## DIRECTIONS FOR THIS TASK
Below is a block of records; return all of them exactly, but without the images.

## ENTRIES SUPPLIED
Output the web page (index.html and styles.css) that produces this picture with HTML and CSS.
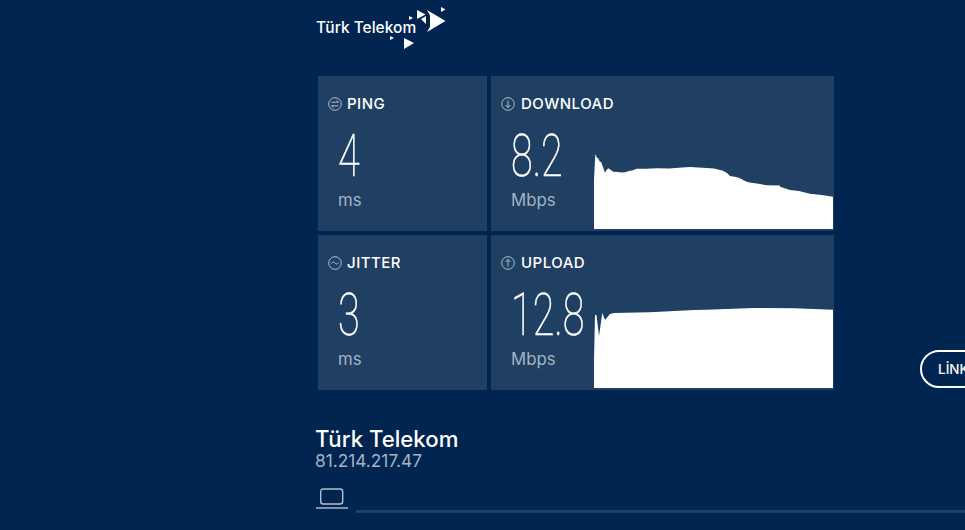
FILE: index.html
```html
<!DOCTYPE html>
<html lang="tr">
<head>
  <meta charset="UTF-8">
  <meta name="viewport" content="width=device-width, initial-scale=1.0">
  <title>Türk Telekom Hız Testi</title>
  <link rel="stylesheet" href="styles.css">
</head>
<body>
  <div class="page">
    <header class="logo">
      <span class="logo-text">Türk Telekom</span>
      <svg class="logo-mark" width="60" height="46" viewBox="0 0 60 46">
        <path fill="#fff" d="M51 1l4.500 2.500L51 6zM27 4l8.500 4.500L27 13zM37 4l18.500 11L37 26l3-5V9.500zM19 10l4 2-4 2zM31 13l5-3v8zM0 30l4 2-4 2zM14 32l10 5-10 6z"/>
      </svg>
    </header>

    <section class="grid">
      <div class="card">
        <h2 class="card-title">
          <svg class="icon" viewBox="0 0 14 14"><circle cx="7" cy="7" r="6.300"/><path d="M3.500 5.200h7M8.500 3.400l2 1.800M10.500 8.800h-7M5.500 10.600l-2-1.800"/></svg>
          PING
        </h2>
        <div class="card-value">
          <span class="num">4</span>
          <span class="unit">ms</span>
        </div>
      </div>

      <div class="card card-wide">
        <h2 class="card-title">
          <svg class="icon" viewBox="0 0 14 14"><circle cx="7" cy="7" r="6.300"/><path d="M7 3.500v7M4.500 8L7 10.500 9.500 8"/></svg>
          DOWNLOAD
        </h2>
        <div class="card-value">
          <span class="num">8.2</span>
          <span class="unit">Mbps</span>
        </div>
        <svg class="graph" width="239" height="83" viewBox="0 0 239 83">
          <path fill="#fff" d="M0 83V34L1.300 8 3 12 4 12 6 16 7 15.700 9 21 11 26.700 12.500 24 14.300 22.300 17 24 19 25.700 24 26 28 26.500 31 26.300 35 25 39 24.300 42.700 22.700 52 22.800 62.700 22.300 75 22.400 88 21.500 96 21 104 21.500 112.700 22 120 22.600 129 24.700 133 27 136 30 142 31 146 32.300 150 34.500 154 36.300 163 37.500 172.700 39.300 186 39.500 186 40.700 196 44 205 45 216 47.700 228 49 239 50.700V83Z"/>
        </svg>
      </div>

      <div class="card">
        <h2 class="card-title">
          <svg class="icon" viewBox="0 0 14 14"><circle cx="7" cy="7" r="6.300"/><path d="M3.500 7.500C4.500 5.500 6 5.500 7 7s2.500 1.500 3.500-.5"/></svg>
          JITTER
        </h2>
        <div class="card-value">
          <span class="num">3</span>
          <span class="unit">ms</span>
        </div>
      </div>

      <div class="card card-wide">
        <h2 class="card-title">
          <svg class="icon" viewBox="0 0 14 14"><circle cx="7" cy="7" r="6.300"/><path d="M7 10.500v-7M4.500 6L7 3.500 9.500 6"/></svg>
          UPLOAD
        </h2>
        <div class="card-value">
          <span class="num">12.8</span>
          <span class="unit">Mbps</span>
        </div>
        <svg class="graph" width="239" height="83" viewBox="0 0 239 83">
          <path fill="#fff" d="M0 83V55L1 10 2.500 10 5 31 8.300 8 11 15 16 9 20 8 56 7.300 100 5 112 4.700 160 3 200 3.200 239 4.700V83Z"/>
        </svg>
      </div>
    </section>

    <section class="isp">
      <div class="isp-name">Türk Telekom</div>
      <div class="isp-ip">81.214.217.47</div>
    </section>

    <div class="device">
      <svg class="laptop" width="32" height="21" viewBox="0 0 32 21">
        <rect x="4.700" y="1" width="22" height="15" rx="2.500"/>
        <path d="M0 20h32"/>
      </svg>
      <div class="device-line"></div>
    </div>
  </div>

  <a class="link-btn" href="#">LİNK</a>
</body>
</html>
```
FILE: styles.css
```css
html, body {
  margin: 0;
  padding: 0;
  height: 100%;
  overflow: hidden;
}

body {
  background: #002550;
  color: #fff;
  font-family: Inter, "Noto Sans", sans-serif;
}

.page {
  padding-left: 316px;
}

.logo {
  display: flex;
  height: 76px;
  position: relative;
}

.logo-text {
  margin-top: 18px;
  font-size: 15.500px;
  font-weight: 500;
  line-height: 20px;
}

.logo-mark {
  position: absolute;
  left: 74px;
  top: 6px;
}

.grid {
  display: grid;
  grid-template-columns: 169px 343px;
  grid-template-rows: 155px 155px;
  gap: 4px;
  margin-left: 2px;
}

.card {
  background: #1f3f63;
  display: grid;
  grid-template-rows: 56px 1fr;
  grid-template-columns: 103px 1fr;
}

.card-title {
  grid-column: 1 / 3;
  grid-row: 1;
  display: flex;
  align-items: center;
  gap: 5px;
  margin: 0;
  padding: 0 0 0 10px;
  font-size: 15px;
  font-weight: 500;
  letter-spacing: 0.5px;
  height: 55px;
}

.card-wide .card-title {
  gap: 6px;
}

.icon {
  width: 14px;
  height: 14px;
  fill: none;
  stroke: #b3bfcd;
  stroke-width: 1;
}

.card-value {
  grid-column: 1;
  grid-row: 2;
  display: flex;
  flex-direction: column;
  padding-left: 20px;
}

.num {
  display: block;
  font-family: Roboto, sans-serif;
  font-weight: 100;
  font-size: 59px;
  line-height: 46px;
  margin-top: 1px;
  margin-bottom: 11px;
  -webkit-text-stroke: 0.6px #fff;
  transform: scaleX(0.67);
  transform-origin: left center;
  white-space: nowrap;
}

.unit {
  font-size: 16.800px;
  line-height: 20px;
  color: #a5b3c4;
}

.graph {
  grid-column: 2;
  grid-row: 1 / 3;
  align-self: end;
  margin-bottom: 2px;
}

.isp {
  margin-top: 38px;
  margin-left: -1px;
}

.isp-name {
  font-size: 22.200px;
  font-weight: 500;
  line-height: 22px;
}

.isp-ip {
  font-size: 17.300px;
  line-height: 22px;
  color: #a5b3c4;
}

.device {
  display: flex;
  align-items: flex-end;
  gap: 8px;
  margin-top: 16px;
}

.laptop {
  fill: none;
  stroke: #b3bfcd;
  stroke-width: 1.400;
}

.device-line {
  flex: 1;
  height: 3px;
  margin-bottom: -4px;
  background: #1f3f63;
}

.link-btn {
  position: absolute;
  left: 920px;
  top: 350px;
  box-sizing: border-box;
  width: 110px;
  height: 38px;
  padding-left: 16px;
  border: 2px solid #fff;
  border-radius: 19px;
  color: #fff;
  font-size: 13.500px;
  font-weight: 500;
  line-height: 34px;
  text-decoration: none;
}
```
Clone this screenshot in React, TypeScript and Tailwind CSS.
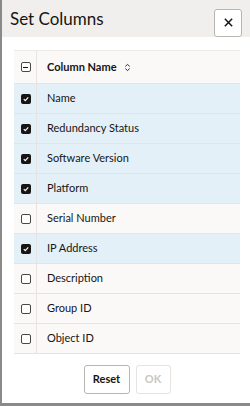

## TASK ANSWER
Output the web page (index.html and styles.css) that produces this picture with HTML and CSS.
FILE: index.html
```html
<!DOCTYPE html>
<html lang="tr">
<head>
  <meta charset="UTF-8">
  <meta name="viewport" content="width=device-width, initial-scale=1.0">
  <title>Türk Telekom Hız Testi</title>
  <link rel="stylesheet" href="styles.css">
</head>
<body>
  <div class="page">
    <header class="logo">
      <span class="logo-text">Türk Telekom</span>
      <svg class="logo-mark" width="60" height="46" viewBox="0 0 60 46">
        <path fill="#fff" d="M51 1l4.500 2.500L51 6zM27 4l8.500 4.500L27 13zM37 4l18.500 11L37 26l3-5V9.500zM19 10l4 2-4 2zM31 13l5-3v8zM0 30l4 2-4 2zM14 32l10 5-10 6z"/>
      </svg>
    </header>

    <section class="grid">
      <div class="card">
        <h2 class="card-title">
          <svg class="icon" viewBox="0 0 14 14"><circle cx="7" cy="7" r="6.300"/><path d="M3.500 5.200h7M8.500 3.400l2 1.800M10.500 8.800h-7M5.500 10.600l-2-1.800"/></svg>
          PING
        </h2>
        <div class="card-value">
          <span class="num">4</span>
          <span class="unit">ms</span>
        </div>
      </div>

      <div class="card card-wide">
        <h2 class="card-title">
          <svg class="icon" viewBox="0 0 14 14"><circle cx="7" cy="7" r="6.300"/><path d="M7 3.500v7M4.500 8L7 10.500 9.500 8"/></svg>
          DOWNLOAD
        </h2>
        <div class="card-value">
          <span class="num">8.2</span>
          <span class="unit">Mbps</span>
        </div>
        <svg class="graph" width="239" height="83" viewBox="0 0 239 83">
          <path fill="#fff" d="M0 83V34L1.300 8 3 12 4 12 6 16 7 15.700 9 21 11 26.700 12.500 24 14.300 22.300 17 24 19 25.700 24 26 28 26.500 31 26.300 35 25 39 24.300 42.700 22.700 52 22.800 62.700 22.300 75 22.400 88 21.500 96 21 104 21.500 112.700 22 120 22.600 129 24.700 133 27 136 30 142 31 146 32.300 150 34.500 154 36.300 163 37.500 172.700 39.300 186 39.500 186 40.700 196 44 205 45 216 47.700 228 49 239 50.700V83Z"/>
        </svg>
      </div>

      <div class="card">
        <h2 class="card-title">
          <svg class="icon" viewBox="0 0 14 14"><circle cx="7" cy="7" r="6.300"/><path d="M3.500 7.500C4.500 5.500 6 5.500 7 7s2.500 1.500 3.500-.5"/></svg>
          JITTER
        </h2>
        <div class="card-value">
          <span class="num">3</span>
          <span class="unit">ms</span>
        </div>
      </div>

      <div class="card card-wide">
        <h2 class="card-title">
          <svg class="icon" viewBox="0 0 14 14"><circle cx="7" cy="7" r="6.300"/><path d="M7 10.500v-7M4.500 6L7 3.500 9.500 6"/></svg>
          UPLOAD
        </h2>
        <div class="card-value">
          <span class="num">12.8</span>
          <span class="unit">Mbps</span>
        </div>
        <svg class="graph" width="239" height="83" viewBox="0 0 239 83">
          <path fill="#fff" d="M0 83V55L1 10 2.500 10 5 31 8.300 8 11 15 16 9 20 8 56 7.300 100 5 112 4.700 160 3 200 3.200 239 4.700V83Z"/>
        </svg>
      </div>
    </section>

    <section class="isp">
      <div class="isp-name">Türk Telekom</div>
      <div class="isp-ip">81.214.217.47</div>
    </section>

    <div class="device">
      <svg class="laptop" width="32" height="21" viewBox="0 0 32 21">
        <rect x="4.700" y="1" width="22" height="15" rx="2.500"/>
        <path d="M0 20h32"/>
      </svg>
      <div class="device-line"></div>
    </div>
  </div>

  <a class="link-btn" href="#">LİNK</a>
</body>
</html>
```
FILE: styles.css
```css
html, body {
  margin: 0;
  padding: 0;
  height: 100%;
  overflow: hidden;
}

body {
  background: #002550;
  color: #fff;
  font-family: Inter, "Noto Sans", sans-serif;
}

.page {
  padding-left: 316px;
}

.logo {
  display: flex;
  height: 76px;
  position: relative;
}

.logo-text {
  margin-top: 18px;
  font-size: 15.500px;
  font-weight: 500;
  line-height: 20px;
}

.logo-mark {
  position: absolute;
  left: 74px;
  top: 6px;
}

.grid {
  display: grid;
  grid-template-columns: 169px 343px;
  grid-template-rows: 155px 155px;
  gap: 4px;
  margin-left: 2px;
}

.card {
  background: #1f3f63;
  display: grid;
  grid-template-rows: 56px 1fr;
  grid-template-columns: 103px 1fr;
}

.card-title {
  grid-column: 1 / 3;
  grid-row: 1;
  display: flex;
  align-items: center;
  gap: 5px;
  margin: 0;
  padding: 0 0 0 10px;
  font-size: 15px;
  font-weight: 500;
  letter-spacing: 0.5px;
  height: 55px;
}

.card-wide .card-title {
  gap: 6px;
}

.icon {
  width: 14px;
  height: 14px;
  fill: none;
  stroke: #b3bfcd;
  stroke-width: 1;
}

.card-value {
  grid-column: 1;
  grid-row: 2;
  display: flex;
  flex-direction: column;
  padding-left: 20px;
}

.num {
  display: block;
  font-family: Roboto, sans-serif;
  font-weight: 100;
  font-size: 59px;
  line-height: 46px;
  margin-top: 1px;
  margin-bottom: 11px;
  -webkit-text-stroke: 0.6px #fff;
  transform: scaleX(0.67);
  transform-origin: left center;
  white-space: nowrap;
}

.unit {
  font-size: 16.800px;
  line-height: 20px;
  color: #a5b3c4;
}

.graph {
  grid-column: 2;
  grid-row: 1 / 3;
  align-self: end;
  margin-bottom: 2px;
}

.isp {
  margin-top: 38px;
  margin-left: -1px;
}

.isp-name {
  font-size: 22.200px;
  font-weight: 500;
  line-height: 22px;
}

.isp-ip {
  font-size: 17.300px;
  line-height: 22px;
  color: #a5b3c4;
}

.device {
  display: flex;
  align-items: flex-end;
  gap: 8px;
  margin-top: 16px;
}

.laptop {
  fill: none;
  stroke: #b3bfcd;
  stroke-width: 1.400;
}

.device-line {
  flex: 1;
  height: 3px;
  margin-bottom: -4px;
  background: #1f3f63;
}

.link-btn {
  position: absolute;
  left: 920px;
  top: 350px;
  box-sizing: border-box;
  width: 110px;
  height: 38px;
  padding-left: 16px;
  border: 2px solid #fff;
  border-radius: 19px;
  color: #fff;
  font-size: 13.500px;
  font-weight: 500;
  line-height: 34px;
  text-decoration: none;
}
```
Clone this screenshot in React, TypeScript and Tailwind CSS.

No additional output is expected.